Young people suffering from mental health issues in remote Saskatchewan First Nations communities will soon have close-to-home treatment options through robotics technology, thanks to a big donation announced this morning.
The $500,000 donation, from the Royal Bank of Canada to the Jim Pattison Children’s Hospital Foundation, will be used to provide remote-presence technology to northern communities specifically to address youth mental health issues. The donation was announced at the Gordon Oakes Red Bear Student Centre on the University of Saskatchewan’s Saskatoon campus.
RBC Regional President Kim Ulmer said the technology will come as a huge improvement to mental healthcare in remote, northern communities, where access to necessary mental health treatments often requires extensive travel.
"More than ever before, our young people matter," Ulmer said. "Their success in today's changing world depends on having the support where and when they need it."
Ulmer said more than a million Canadian youths are currently affected by mental health issues, yet only about 20 per cent of them receive the treatment they need. The remote-presence technology will come as “a game-changer” to those communities, she said, by creating a direct link between patients and mental health professionals.
Dr. Ivar Mendez, head of the department of surgery at the University of Saskatchewan, said the remote-presence technology can include handheld units similar to a tablet, as well as larger robots which essentially take the place of a clinical practitioner. The remote-presence robots allow psychiatrists full control over the robot, Mendez said, and the technology even allows the robots to automatically turn and “face” a person who is speaking.

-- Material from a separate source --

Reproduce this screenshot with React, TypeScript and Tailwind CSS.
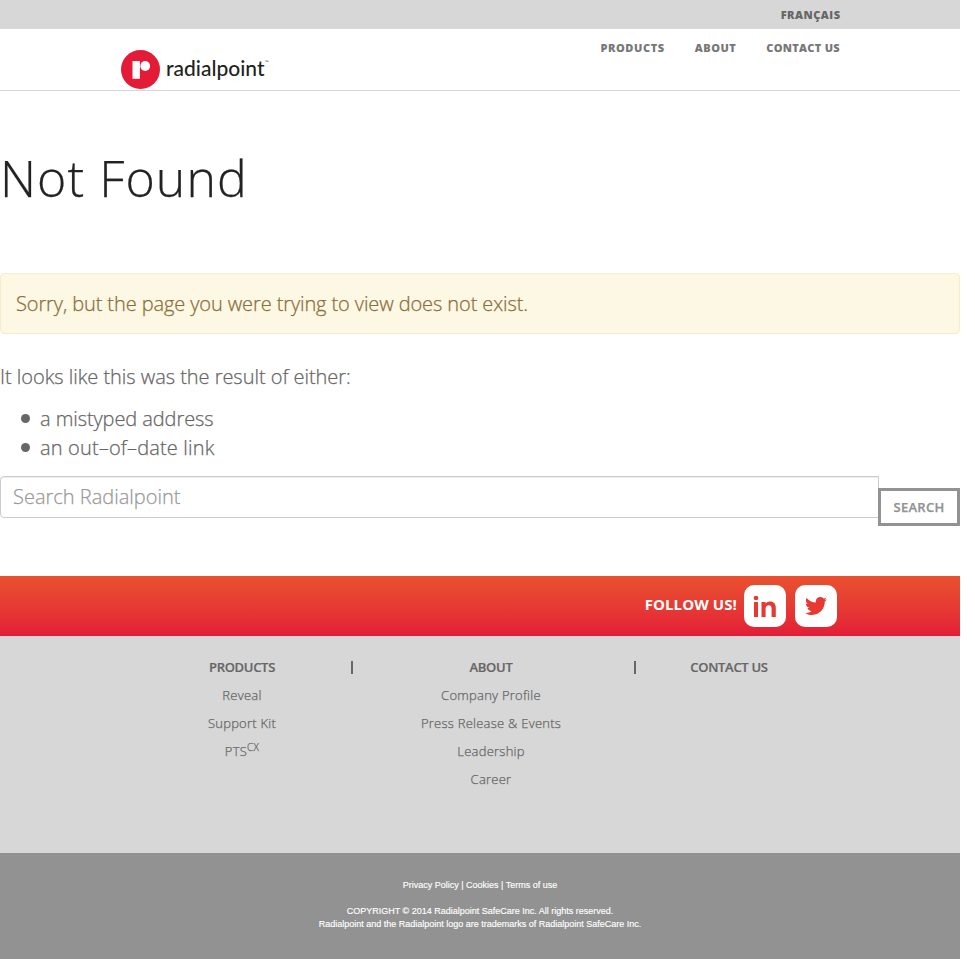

“Remote-presence is different than just a camera and a screen. It is the ability of the physician to move the robot to where the patient is, and to be able to communicate to a higher degree,” Mendez said. “With this system the psychiatrist can actually access the robot from anywhere. From their iPad, for example.”
Although the robotic healthcare technology has not been used to address youth mental health issues before, Mendez said previous data shows that remote-presence healthcare allows children and young people to be treated in their own communities far more often, and makes follow-up appointments much easier for all parties. Young people can continue to take advantage of their familial and community supports, he said, without having to sacrifice the quality of their mental healthcare.
“Our experience so far, using this system in northern Saskatchewan for acutely ill children, has shown that we can take care of these children in their own communities 64 per cent of the time,” Mendez said.
Mendez said the new remote-presence units will be provided to communities in the coming weeks. The communities receiving the robotic technology will be determined based on need, he said.